### STATED PROBLEM
Find the lines holding "screenshot" and copy them.

### RAW RECORDS
_ _ _

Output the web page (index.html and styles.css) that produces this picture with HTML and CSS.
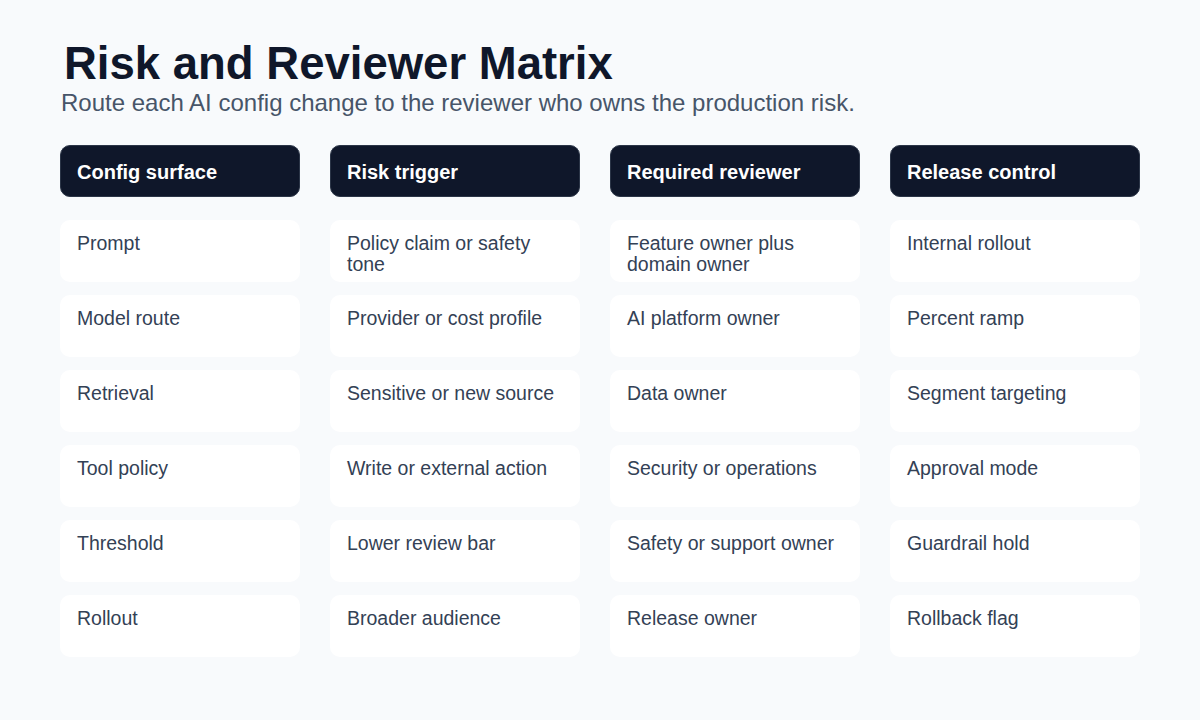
FILE: index.html
```html
<!DOCTYPE html>
<html lang="en">
<head>
<meta charset="utf-8">
<title>Risk and Reviewer Matrix</title>
<link rel="stylesheet" href="styles.css">
</head>
<body>
<main class="page">
  <h1 class="title">Risk and Reviewer Matrix</h1>
  <p class="subtitle">Route each AI config change to the reviewer who owns the production risk.</p>
  <div class="matrix">
    <div class="head">Config surface</div>
    <div class="head">Risk trigger</div>
    <div class="head">Required reviewer</div>
    <div class="head">Release control</div>

    <div class="cell">Prompt</div>
    <div class="cell">Policy claim or safety tone</div>
    <div class="cell">Feature owner plus domain owner</div>
    <div class="cell">Internal rollout</div>

    <div class="cell">Model route</div>
    <div class="cell">Provider or cost profile</div>
    <div class="cell">AI platform owner</div>
    <div class="cell">Percent ramp</div>

    <div class="cell">Retrieval</div>
    <div class="cell">Sensitive or new source</div>
    <div class="cell">Data owner</div>
    <div class="cell">Segment targeting</div>

    <div class="cell">Tool policy</div>
    <div class="cell">Write or external action</div>
    <div class="cell">Security or operations</div>
    <div class="cell">Approval mode</div>

    <div class="cell">Threshold</div>
    <div class="cell">Lower review bar</div>
    <div class="cell">Safety or support owner</div>
    <div class="cell">Guardrail hold</div>

    <div class="cell">Rollout</div>
    <div class="cell">Broader audience</div>
    <div class="cell">Release owner</div>
    <div class="cell">Rollback flag</div>
  </div>
</main>
</body>
</html>
```
FILE: styles.css
```css
* { box-sizing: border-box; }

html, body {
  margin: 0;
  padding: 0;
  background: #f8fafc;
}

body {
  font-family: "Liberation Sans", Arial, sans-serif;
  width: 1200px;
  height: 720px;
  overflow: hidden;
}

.page {
  padding: 41px 60px 0;
}

.title {
  margin: 0 0 0 4px;
  font-size: 45.5px;
  line-height: 45px;
  font-weight: 700;
  color: #0f172a;
}

.subtitle {
  margin: 2px 0 0 1px;
  font-size: 24px;
  line-height: 29px;
  color: #475569;
}

.matrix {
  margin-top: 28px;
  display: grid;
  grid-template-columns: 240px 250px 250px 250px;
  column-gap: 30px;
  row-gap: 13px;
}

.head {
  height: 52px;
  margin-bottom: 10px;
  display: flex;
  align-items: center;
  padding: 2px 16px 0;
  background: #0f172a;
  border: 1px solid #2b3547;
  border-radius: 10px;
  color: #ffffff;
  font-size: 20px;
  font-weight: 700;
}

.cell {
  height: 62px;
  padding: 13px 17px 0;
  background: #ffffff;
  border-radius: 10px;
  color: #334155;
  font-size: 19.5px;
  line-height: 21px;
}
```
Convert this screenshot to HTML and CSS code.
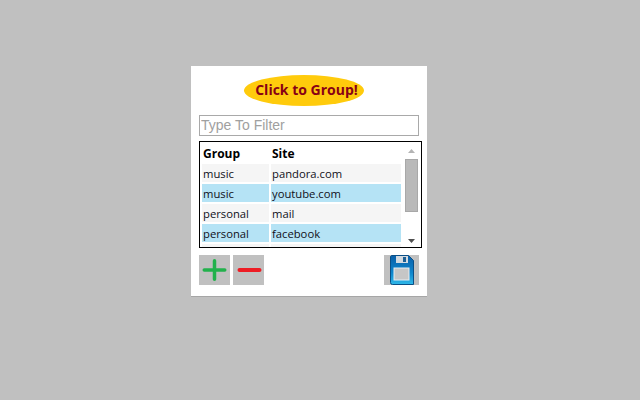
FILE: index.html
```html
<!DOCTYPE html>
<html lang="en">
<head>
    <meta charset="UTF-8">
    <title>Click to Group</title>
    <link rel="stylesheet" href="styles.css">
</head>
<body>
    <div class="panel">
        <button class="group-btn">Click to Group!</button>
        <input class="filter" type="text" placeholder="Type To Filter">
        <div class="list">
            <div class="rows">
                <div class="row head"><span>Group</span><span>Site</span></div>
                <div class="row"><span>music</span><span>pandora.com</span></div>
                <div class="row blue"><span>music</span><span>youtube.com</span></div>
                <div class="row"><span>personal</span><span>mail</span></div>
                <div class="row blue"><span>personal</span><span>facebook</span></div>
                <div class="row"><span></span><span></span></div>
            </div>
            <div class="scrollbar">
                <svg class="arrow" width="9" height="6" viewBox="0 0 9 6"><path d="M4.500 1 L8 5 L1 5 Z" fill="#b4b4b4"/></svg>
                <div class="thumb"></div>
                <svg class="arrow arrow-down" width="9" height="6" viewBox="0 0 9 6"><path d="M1 1 L8 1 L4.500 5 Z" fill="#505050"/></svg>
            </div>
        </div>
        <div class="tools">
            <button class="tool">
                <svg width="26" height="26" viewBox="0 0 26 26"><path d="M12.500 3.750 V22.250 M2.250 13 H22.750" stroke="#22b14c" stroke-width="3.500" stroke-linecap="round"/></svg>
            </button>
            <button class="tool">
                <svg width="26" height="26" viewBox="0 0 26 26"><path d="M3.500 13 H23.500" stroke="#ed1c24" stroke-width="4" stroke-linecap="round"/></svg>
            </button>
            <button class="tool save">
                <svg width="24" height="30" viewBox="0 0 24 30">
                    <defs>
                        <linearGradient id="disk" x1="0" y1="0" x2="0" y2="1">
                            <stop offset="0" stop-color="#0a5fa8"/>
                            <stop offset="0.6" stop-color="#0f86cc"/>
                            <stop offset="1" stop-color="#2fb8e8"/>
                        </linearGradient>
                    </defs>
                    <path d="M1.500 0.500 H18.500 L23.500 5.500 V29.500 H2.500 Q0.500 29.500 0.500 27.500 V1.500 Z" fill="url(#disk)" stroke="#0a4f86" stroke-width="1"/>
                    <rect x="6" y="1" width="12" height="7" fill="#d4dae0"/>
                    <rect x="13" y="2" width="3" height="5" fill="#1c5f94"/>
                    <rect x="4" y="13" width="15" height="12" fill="#c6c6c6" stroke="#e6eef4" stroke-width="1"/>
                </svg>
            </button>
        </div>
    </div>
</body>
</html>
```

FILE: styles.css
```css
body {
    margin: 0;
    height: 400px;
    overflow: hidden;
    background-color: #c0c0c0;
    font-family: "Open Sans", "Noto Sans", sans-serif;
}
.panel {
    box-sizing: border-box;
    width: 236px;
    height: 230px;
    margin: 66px 0 0 191px;
    padding: 9px 8px 0 8px;
    background-color: white;
    box-shadow: 0 1px 0 #a6a6a6;
}
.group-btn {
    display: block;
    width: 120px;
    height: 31px;
    margin-left: 45px;
    padding: 0 0 2px 5px;
    border: none;
    border-radius: 50%;
    background-color: #ffcb0c;
    color: #880015;
    font-family: "Open Sans", sans-serif;
    font-size: 14px;
    font-weight: 700;
}
.filter {
    display: block;
    box-sizing: border-box;
    width: 220px;
    height: 21px;
    margin-top: 9px;
    padding: 0 1px 2px 1px;
    border: 1px solid #a9a9a9;
    border-radius: 0;
    outline: none;
    font-family: "Liberation Sans", Arial, sans-serif;
    font-size: 14px;
}
.filter::placeholder {
    color: #a0a0a0;
    opacity: 1;
}
.list {
    display: flex;
    box-sizing: border-box;
    width: 223px;
    height: 107px;
    margin-top: 5px;
    padding: 2px 2px 0 2px;
    border: 1px solid black;
    overflow: hidden;
}
.rows {
    flex: 1;
    display: flex;
    flex-direction: column;
    gap: 2px;
}
.row {
    flex: none;
    display: grid;
    grid-template-columns: 67px 130px;
    column-gap: 2px;
    height: 18px;
    font-size: 11.25px;
    color: #101020;
}
.head {
    font-size: 12px;
    font-weight: 700;
    color: black;
}
.row span {
    box-sizing: border-box;
    height: 18px;
    padding: 1px 0 0 1px;
    line-height: 18px;
    background-color: #f5f5f5;
}
.head span {
    background-color: white;
}
.blue span {
    background-color: #b5e3f5;
}
.scrollbar {
    flex: none;
    display: flex;
    flex-direction: column;
    align-items: center;
    width: 18px;
    height: 101px;
    margin-left: 1px;
}
.arrow {
    flex: none;
    margin-top: 4px;
}
.arrow-down {
    margin-top: auto;
    margin-bottom: 1px;
}
.thumb {
    box-sizing: border-box;
    width: 13px;
    height: 53px;
    margin-top: 5px;
    background-color: #b9b9b9;
    border: 1px solid #a8a8a8;
}
.tools {
    display: flex;
    gap: 3px;
    margin-top: 7px;
}
.tool {
    display: flex;
    align-items: center;
    justify-content: center;
    width: 31px;
    height: 30px;
    padding: 0;
    border: none;
    background-color: #c0c0c0;
}
.save {
    width: 35px;
    margin-left: auto;
}
```
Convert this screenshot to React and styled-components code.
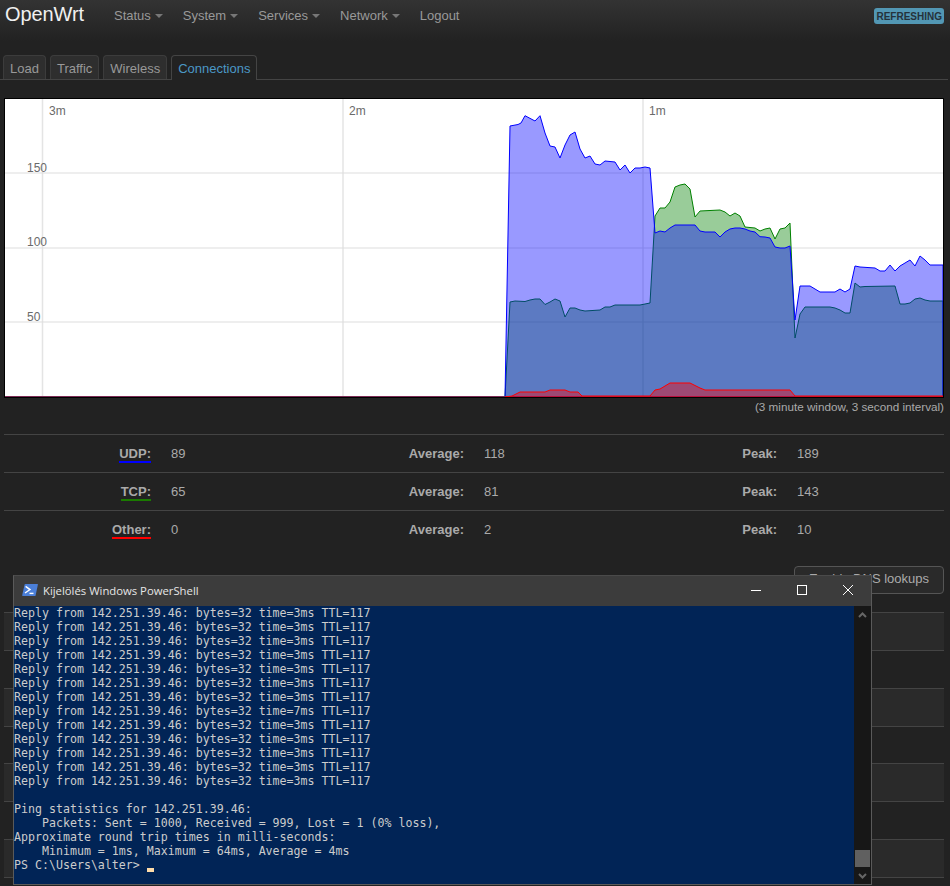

_ _ _

### WRITTEN RESPONSE
Convert this screenshot to HTML and CSS code.
Convert this screenshot to React and styled-components code.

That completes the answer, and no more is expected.